DVDO Air - Transmission Tests



Obviously a potentially critical element of the DVDO Air system is its effective range. DVDO claims that the system should work over distances in excess of 10m without a direct line of sight, or as far as 30m with a direct line of sight. You also shouldn’t have to worry about any interference from other Wi-Fi gear in your house as the system offers six different channels within its 60GHz operating band.

Pretty easy to use
Many people still identify setting up Wi-Fi systems with brain-bending complications. But in principal, at least, the DVDO Air system really couldn’t be any easier to use. Connect up your source to the transmitter and your screen to the receiver, and that’s it. As soon as you power the two units up they automatically find each other and start transmitting their signals.
We did suffer on a few occasions during our tests with the DVDO transmitter not handshaking properly with our Panasonic Blu-ray player. But this was always easily fixed by powering down the Blu-ray player and then firing it up again.
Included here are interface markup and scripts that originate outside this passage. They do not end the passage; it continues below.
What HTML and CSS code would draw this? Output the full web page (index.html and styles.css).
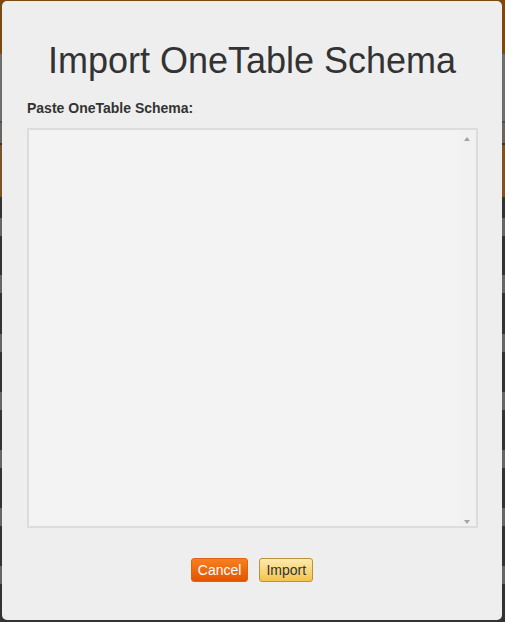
FILE: index.html
```html
<!DOCTYPE html>
<html lang="en">
<head>
<meta charset="utf-8">
<title>Import OneTable Schema</title>
<link rel="stylesheet" href="styles.css">
</head>
<body>
<div class="backdrop">
  <div class="dialog">
    <h1 class="title">Import OneTable Schema</h1>
    <label class="field-label" for="schema">Paste OneTable Schema:</label>
    <div class="input-wrap">
      <textarea id="schema" class="schema-input"></textarea>
      <div class="scrollbar" aria-hidden="true">
        <span class="arrow arrow-up"></span>
        <span class="arrow arrow-down"></span>
      </div>
    </div>
    <div class="actions">
      <button class="btn btn-cancel" type="button">Cancel</button>
      <button class="btn btn-import" type="button">Import</button>
    </div>
  </div>
</div>
</body>
</html>
```
FILE: styles.css
```css
html, body {
  margin: 0;
  padding: 0;
  height: 100%;
}
body {
  font-family: "Liberation Sans", Arial, sans-serif;
  background:
    linear-gradient(to bottom,
      #7b4a12 0, #7b4a12 54px,
      #6e6e6e 54px, #6e6e6e 121px,
      #2f5a6e 121px, #2f5a6e 123px,
      #6a6560 123px, #6a6560 143px,
      #333 143px, #333 145px,
      #7a5428 145px, #7a5428 197px,
      #333 197px, #333 218px,
      #666 218px, #666 236px,
      #333 236px, #333 275px,
      #666 275px, #666 293px,
      #333 293px, #333 334px,
      #666 334px, #666 352px,
      #333 352px, #333 392px,
      #666 392px, #666 410px,
      #333 410px, #333 450px,
      #666 450px, #666 468px,
      #333 468px, #333 508px,
      #666 508px, #666 526px,
      #333 526px, #333 566px,
      #666 566px, #666 584px,
      #333 584px);
  overflow: hidden;
}
.backdrop {
  padding: 1px 3px 0 2px;
}
.dialog {
  box-sizing: border-box;
  width: 500px;
  height: 619px;
  background: #eeeeee;
  border-radius: 5px;
  padding: 40px 25px 0 25px;
  display: flex;
  flex-direction: column;
  align-items: stretch;
}
.title {
  margin: 0;
  font-weight: normal;
  font-size: 36px;
  line-height: 40px;
  color: #333333;
  text-align: center;
}
.field-label {
  display: block;
  margin-top: 19px;
  font-size: 14px;
  line-height: 16px;
  font-weight: bold;
  color: #333333;
}
.input-wrap {
  position: relative;
  margin-top: 12px;
  width: 451px;
  height: 400px;
}
.schema-input {
  display: block;
  box-sizing: border-box;
  margin: 0;
  width: 451px;
  height: 400px;
  border: 2px solid #dcdcdc;
  background: #f3f3f3;
  resize: none;
  overflow: hidden;
  padding: 2px 19px 2px 2px;
  font-family: "Liberation Mono", monospace;
  font-size: 13px;
  outline: none;
}
.scrollbar {
  position: absolute;
  top: 2px;
  right: 2px;
  bottom: 2px;
  width: 17px;
  background: #f1f1f1;
}
.arrow {
  position: absolute;
  left: 5px;
  width: 0;
  height: 0;
  border-left: 3.5px solid transparent;
  border-right: 3.5px solid transparent;
}
.arrow-up {
  top: 7px;
  border-bottom: 4px solid #a3a3a3;
}
.arrow-down {
  bottom: 2px;
  border-top: 4px solid #a3a3a3;
}
.actions {
  display: flex;
  justify-content: center;
  gap: 11px;
  margin-top: 30px;
}
.btn {
  box-sizing: border-box;
  height: 24px;
  padding: 0 6px;
  border-radius: 3px;
  font-family: "Liberation Sans", Arial, sans-serif;
  font-size: 14px;
  line-height: 22px;
  cursor: pointer;
}
.btn-cancel {
  color: #ffffff;
  border: 1px solid #dc6414;
  background: linear-gradient(to bottom, #f6801f, #e35500);
}
.btn-import {
  color: #333333;
  border: 1px solid #b8923c;
  background: linear-gradient(to bottom, #fdeaac, #f2c44e);
}
```
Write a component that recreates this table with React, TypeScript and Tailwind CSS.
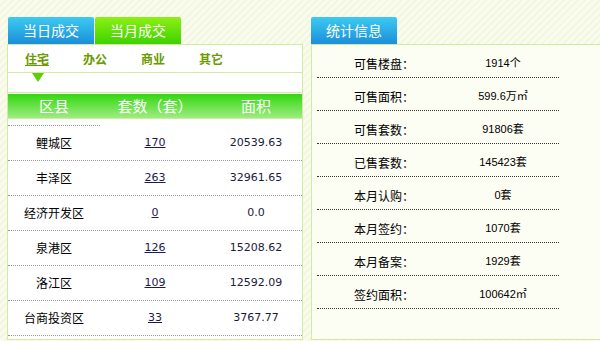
import React from 'react';

const cjk = '[font-family:"Noto_Sans_CJK_SC",sans-serif]';

const districts = [
  {name: '鲤城区', count: '170', area: '20539.63'},
  {name: '丰泽区', count: '263', area: '32961.65'},
  {name: '经济开发区', count: '0', area: '0.0'},
  {name: '泉港区', count: '126', area: '15208.62'},
  {name: '洛江区', count: '109', area: '12592.09'},
  {name: '台商投资区', count: '33', area: '3767.77'},
];

const stats = [
  {label: '可售楼盘：', value: '1914个'},
  {label: '可售面积：', value: '599.6万㎡'},
  {label: '可售套数：', value: '91806套'},
  {label: '已售套数：', value: '145423套'},
  {label: '本月认购：', value: '0套'},
  {label: '本月签约：', value: '1070套'},
  {label: '本月备案：', value: '1929套'},
  {label: '签约面积：', value: '100642㎡'},
];

function Tab({label, color}: {label: string; color: 'blue' | 'green'}) {
  const bg =
    color === 'blue'
      ? 'bg-[linear-gradient(#3ccaf2,#1b8fd8)]'
      : 'bg-[linear-gradient(#8cf014,#3fd200)]';
  return (
    <div
      className={`${bg} ${cjk} flex h-[27px] w-[86px] items-center justify-center rounded-t-[2px] text-[14px] text-white`}>
      {label}
    </div>
  );
}

function LeftPanel() {
  return (
    <div className="flex w-[296px] shrink-0 flex-col">
      <div className="ml-[1px] flex gap-[1px]">
        <Tab label="当日成交" color="blue" />
        <Tab label="当月成交" color="green" />
      </div>
      <div className="h-[296px] border border-[#d3eba0] bg-white">
        <div
          className={`${cjk} flex h-[28px] items-center gap-[34px] border-b border-[#d3eba0] pl-[17px] text-[12px] font-bold text-[#6a9a00]`}>
          <span className="underline">住宅</span>
          <span>办公</span>
          <span>商业</span>
          <span>其它</span>
        </div>
        <div className="h-[20px] border-b border-[#d3eba0] pl-[24px]">
          <svg width="12" height="9" viewBox="0 0 12 9">
            <polygon points="0,0 12,0 6,9" fill="#5ccf06" />
          </svg>
        </div>
        <div
          className={`${cjk} mt-[1px] grid h-[25px] grid-cols-[92px_110px_1fr] items-center border-b border-[#d3eba0] bg-[linear-gradient(#34d612,#9ded80)] text-center text-[15px] text-white`}>
          <span>区县</span>
          <span>套数（套）</span>
          <span>面积</span>
        </div>
        <div className="grid h-[7px] grid-cols-[92px_110px_1fr]">
          <div className="border-b border-dotted border-[#9a9a9a]" />
        </div>
        {districts.map(d => (
          <div
            key={d.name}
            className="grid h-[35px] grid-cols-[92px_110px_1fr] items-center border-b border-dotted border-[#9a9a9a] text-center">
            <span className={`${cjk} text-[12px] text-black`}>{d.name}</span>
            <span className="font-['DejaVu_Sans',sans-serif] text-[11px] text-[#1b1b4d] underline">
              {d.count}
            </span>
            <span className="font-['DejaVu_Sans',sans-serif] text-[11px] text-[#1b1b3a]">
              {d.area}
            </span>
          </div>
        ))}
      </div>
    </div>
  );
}

function RightPanel() {
  return (
    <div className="flex w-[300px] shrink-0 flex-col">
      <Tab label="统计信息" color="blue" />
      <div className="h-[296px] border border-[#d3eba0] bg-[#fcfdf3] pl-[5px]">
        {stats.map(s => (
          <div
            key={s.label}
            className="flex h-[33px] w-[242px] items-center border-b border-dotted border-[#333] pt-[5px]">
            <span className={`${cjk} w-[120px] pl-[37px] text-[12px] text-black`}>
              {s.label}
            </span>
            <span
              className={`w-[122px] pl-[10px] text-center text-[11px] text-black [font-family:"Liberation_Sans","Noto_Sans_CJK_SC",sans-serif]`}>
              {s.value}
            </span>
          </div>
        ))}
      </div>
    </div>
  );
}

export default function App() {
  return (
    <div className="h-[341px] w-[600px] overflow-hidden bg-[repeating-linear-gradient(135deg,#f9fbec_0px,#f9fbec_3px,#f3f7e2_3px,#f3f7e2_5px)]">
      <div className="flex gap-[8px] pl-[7px] pt-[17px]">
        <LeftPanel />
        <RightPanel />
      </div>
    </div>
  );
}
Both the receiver and transmitter feature single HDMI inputs, scan buttons you can use if you want to switch between multiple receivers, a simple on/off power switch, a power light indicator, plus on the receiver there’s a ‘link light’ – a light that shows you the status of your connection with the transmitter.

Robust signals
To test the robustness of the DVDO Air transmission system, we placed the transmitter and receiver around 7m apart and tried sticking a variety of things – boxes, TVs and even ourselves (humans being the most likely things to suddenly get int he way as they wander around the house) – at varying distances in front of both the transmitter and receiver units. And remarkably the signal remained totally robust at all times, even with objects placed so close to the receiver/transmitter that they were practically touching it.
We even tried wrapping a shirt around the edges of the transmitter at one point, and still the signal suffered not even a flicker of lost synchronisation or content degradation.

This is a genuinely excellent result that says much about the level of electronics that have been squeezed into the transmitter and the slightly smaller receiver.

Both units are built in a cylindrical format (with TV top and wall mount brackets for the receiver helpfully included in the box) which presumably allows them to beam and receive their signals in and from pretty much all directions. That they can do this without suffering any apparent crosstalk between all the signal beams is very laudable indeed, especially when you consider how much data is contained within the streams.